Just her name. Unhurried. The way he said it when he meant it to carry everything.
She waited.
"I have — " He paused. Started again. "I have spent a great deal of my life knowing precisely what I was doing and why. I was trained for it. It was, for a long time, the only thing I could be certain of." A breath. "I am not certain of many things now. My name is new to me. My people are new to me. The country I thought was home was never mine to begin with."
He looked at her steadily.
"But you," he said, and it was quiet, and it was absolute, "are not something I am uncertain of. You have not been, since a riverside, when I had no business feeling anything at all." A pause. "I would like to spend the rest of whatever life I am building asking you thoroughly unsuitable questions and sorting your records incorrectly and standing in gardens that are yours and being told, repeatedly, that I am insufferable."

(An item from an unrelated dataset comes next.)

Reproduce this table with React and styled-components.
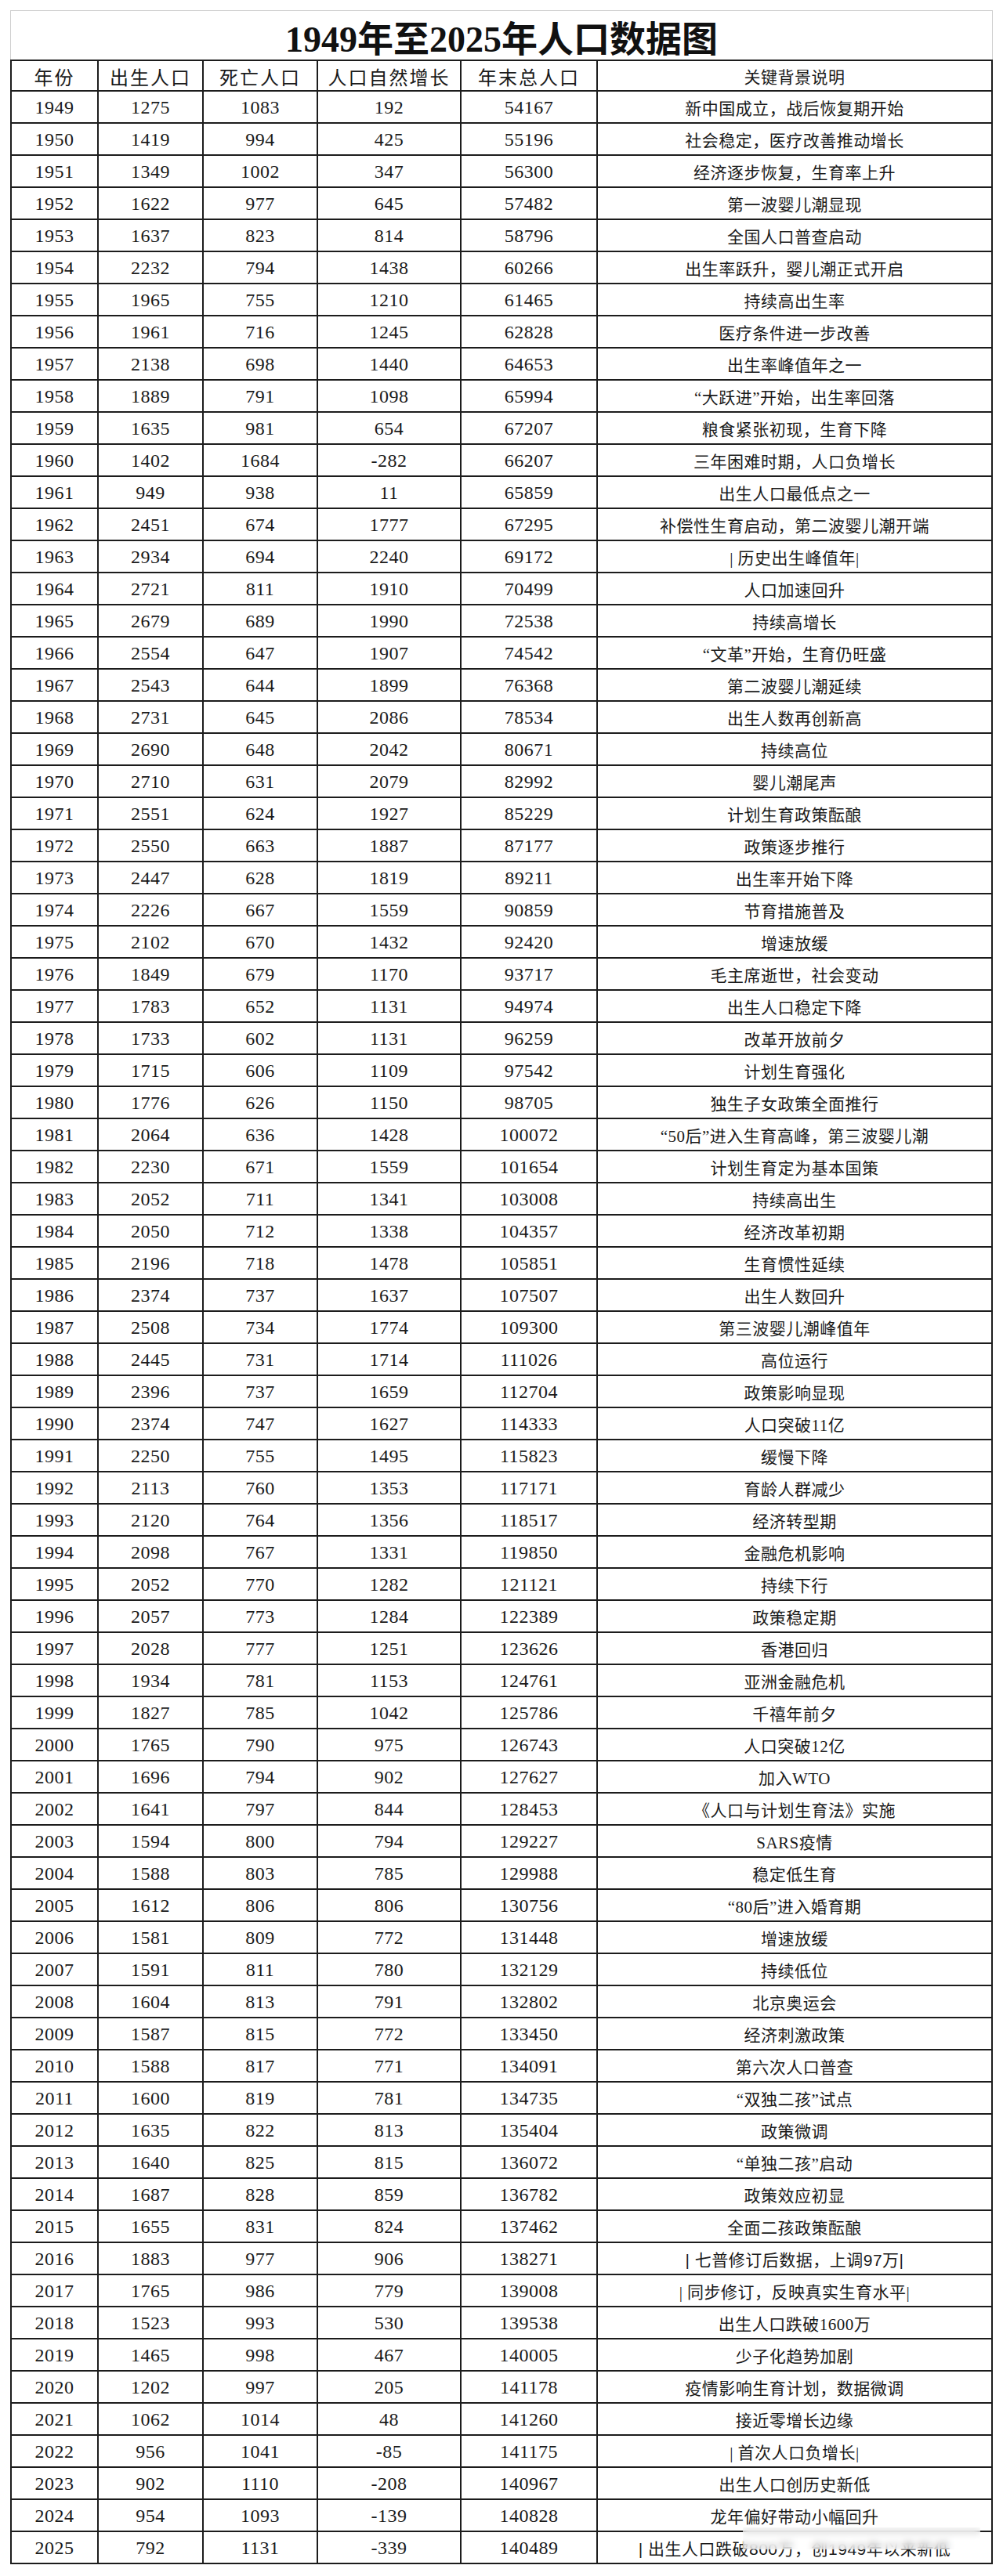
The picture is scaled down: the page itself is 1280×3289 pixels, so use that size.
import React from 'react'
import styled, { createGlobalStyle } from 'styled-components'

const GlobalStyle = createGlobalStyle`
    body {
        margin: 0;
        background: #ffffff;
    }
`

const raw = `1949 1275 1083 192 54167 新中国成立，战后恢复期开始
1950 1419 994 425 55196 社会稳定，医疗改善推动增长
1951 1349 1002 347 56300 经济逐步恢复，生育率上升
1952 1622 977 645 57482 第一波婴儿潮显现
1953 1637 823 814 58796 全国人口普查启动
1954 2232 794 1438 60266 出生率跃升，婴儿潮正式开启
1955 1965 755 1210 61465 持续高出生率
1956 1961 716 1245 62828 医疗条件进一步改善
1957 2138 698 1440 64653 出生率峰值年之一
1958 1889 791 1098 65994 “大跃进”开始，出生率回落
1959 1635 981 654 67207 粮食紧张初现，生育下降
1960 1402 1684 -282 66207 三年困难时期，人口负增长
1961 949 938 11 65859 出生人口最低点之一
1962 2451 674 1777 67295 补偿性生育启动，第二波婴儿潮开端
1963 2934 694 2240 69172 | 历史出生峰值年|
1964 2721 811 1910 70499 人口加速回升
1965 2679 689 1990 72538 持续高增长
1966 2554 647 1907 74542 “文革”开始，生育仍旺盛
1967 2543 644 1899 76368 第二波婴儿潮延续
1968 2731 645 2086 78534 出生人数再创新高
1969 2690 648 2042 80671 持续高位
1970 2710 631 2079 82992 婴儿潮尾声
1971 2551 624 1927 85229 计划生育政策酝酿
1972 2550 663 1887 87177 政策逐步推行
1973 2447 628 1819 89211 出生率开始下降
1974 2226 667 1559 90859 节育措施普及
1975 2102 670 1432 92420 增速放缓
1976 1849 679 1170 93717 毛主席逝世，社会变动
1977 1783 652 1131 94974 出生人口稳定下降
1978 1733 602 1131 96259 改革开放前夕
1979 1715 606 1109 97542 计划生育强化
1980 1776 626 1150 98705 独生子女政策全面推行
1981 2064 636 1428 100072 “50后”进入生育高峰，第三波婴儿潮
1982 2230 671 1559 101654 计划生育定为基本国策
1983 2052 711 1341 103008 持续高出生
1984 2050 712 1338 104357 经济改革初期
1985 2196 718 1478 105851 生育惯性延续
1986 2374 737 1637 107507 出生人数回升
1987 2508 734 1774 109300 第三波婴儿潮峰值年
1988 2445 731 1714 111026 高位运行
1989 2396 737 1659 112704 政策影响显现
1990 2374 747 1627 114333 人口突破11亿
1991 2250 755 1495 115823 缓慢下降
1992 2113 760 1353 117171 育龄人群减少
1993 2120 764 1356 118517 经济转型期
1994 2098 767 1331 119850 金融危机影响
1995 2052 770 1282 121121 持续下行
1996 2057 773 1284 122389 政策稳定期
1997 2028 777 1251 123626 香港回归
1998 1934 781 1153 124761 亚洲金融危机
1999 1827 785 1042 125786 千禧年前夕
2000 1765 790 975 126743 人口突破12亿
2001 1696 794 902 127627 加入WTO
2002 1641 797 844 128453 《人口与计划生育法》实施
2003 1594 800 794 129227 SARS疫情
2004 1588 803 785 129988 稳定低生育
2005 1612 806 806 130756 “80后”进入婚育期
2006 1581 809 772 131448 增速放缓
2007 1591 811 780 132129 持续低位
2008 1604 813 791 132802 北京奥运会
2009 1587 815 772 133450 经济刺激政策
2010 1588 817 771 134091 第六次人口普查
2011 1600 819 781 134735 “双独二孩”试点
2012 1635 822 813 135404 政策微调
2013 1640 825 815 136072 “单独二孩”启动
2014 1687 828 859 136782 政策效应初显
2015 1655 831 824 137462 全面二孩政策酝酿
2016 1883 977 906 138271 | 七普修订后数据，上调97万|
2017 1765 986 779 139008 | 同步修订，反映真实生育水平|
2018 1523 993 530 139538 出生人口跌破1600万
2019 1465 998 467 140005 少子化趋势加剧
2020 1202 997 205 141178 疫情影响生育计划，数据微调
2021 1062 1014 48 141260 接近零增长边缘
2022 956 1041 -85 141175 | 首次人口负增长|
2023 902 1110 -208 140967 出生人口创历史新低
2024 954 1093 -139 140828 龙年偏好带动小幅回升
2025 792 1131 -339 140489 | 出生人口跌破800万，创1949年以来新低`

const rows = raw.split('\n').map(line => {
    const parts = line.split(' ')
    return { cells: parts.slice(0, 5), note: parts.slice(5).join(' ') }
})

const sansNotes = ['2016', '2025']

const headers = ['年份', '出生人口', '死亡人口', '人口自然增长', '年末总人口', '关键背景说明']

const Page = styled.div`
    width: 1280px;
    min-height: 3289px;
    padding: 13px;
    box-sizing: border-box;
    background: #fff;
`

const Sheet = styled.div`
    width: 1254px;
`

const Title = styled.div`
    height: 63px;
    box-sizing: border-box;
    border: 1px solid #cfcfcf;
    border-bottom: none;
    display: flex;
    align-items: center;
    justify-content: center;
    font-family: "Liberation Serif", "Noto Sans CJK SC", serif;
    font-weight: 700;
    font-size: 46px;
    color: #111;
    padding-top: 2px;
`

const Row = styled.div`
    display: grid;
    grid-template-columns: 113px 134px 146px 183px 174px 504px;
    height: 41px;
`

const Cell = styled.div`
    position: relative;
    box-sizing: border-box;
    border-right: 2px solid #1c1c1c;
    border-bottom: 2px solid #1c1c1c;
    border-top: ${p => (p.$head ? '2px solid #1c1c1c' : 'none')};
    display: flex;
    align-items: center;
    justify-content: center;
    white-space: nowrap;
    font-family: ${p => (p.$sans
        ? '"Liberation Sans", "Noto Sans CJK SC", sans-serif'
        : '"Liberation Serif", "Noto Sans CJK SC", serif')};
    font-weight: 400;
    font-size: ${p => (p.$note ? '21px' : '24px')};
    letter-spacing: ${p => (p.$head && !p.$note ? '2px' : '0.5px')};
    color: #1a1a1a;
    padding-top: 1px;

    &:first-child {
        border-left: 2px solid #1c1c1c;
    }
`

const Smear = styled.div`
    position: absolute;
    left: 185px;
    right: 14px;
    top: -6px;
    height: 28px;
    background: rgba(255, 255, 255, 0.55);
    backdrop-filter: blur(4px);
`

export default function App() {
    return (
        <Page>
            <GlobalStyle />
            <Sheet>
                <Title>1949年至2025年人口数据图</Title>
                <Row>
                    {headers.map((h, i) => (
                        <Cell $head $note={i === 5} key={h}>{h}</Cell>
                    ))}
                </Row>
                {rows.map(r => (
                    <Row key={r.cells[0]}>
                        {r.cells.map((c, i) => (
                            <Cell key={i}>{c}</Cell>
                        ))}
                        <Cell $note $sans={sansNotes.includes(r.cells[0])}>
                            {r.note}
                            {r.cells[0] === '2025' && <Smear />}
                        </Cell>
                    </Row>
                ))}
            </Sheet>
        </Page>
    )
}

“I would like,” he said quietly, “for all roads to lead back to you. Not because I lack others. But because every other road is less interesting without you at the end of it.” A pause. "Will you let them?"
She looked at him for a long moment. His face in the evening light, unguarded and waiting, asking without pressing, the way he always did.
"Yes, Flavius," she said simply. "Obviously yes."
He reached for her hand.
She let him take it.
“You should know,” he added, almost absently, looking at the fountain, “that I have thought about this. About you. For longer than is entirely dignified. Since before the garden. Since before the dawat, if I am honest.”
A glance at him, brief, bright.
“Hmmm…You were, even as Akçora, the most interesting person I had ever been furious with.”
He stared at her.
She looked back at the water.
He opened his mouth. Closed it.
“Fatma,” he managed.
“Hm?”
“You could have said that at any point.”
“I could have.”
“In the garden. The first night—”
“I could have.”
“Fatma.”
“Flavius.”
He looked at her for a long moment.
She met it, entirely composed, the smile no longer concealed.
“You,” he said finally, with feeling, “are insufferable.”
“Hopelessly,” she agreed, warm and unapologetic.
He laughed wholeheartedly. She laughed with him, open and unguarded.
They stood there a while, standing close, the laughter settling into something quieter. Steadier.
“You are the most extraordinary woman I have ever met,” he said.
She looked up at him, smiling shyly.
Above them, a window cast soft light into the garden. Whether anyone stood behind it was a question neither of them chose to answer.
They had learned, by now, that the garden always had an audience.
They had also, without discussion, stopped minding.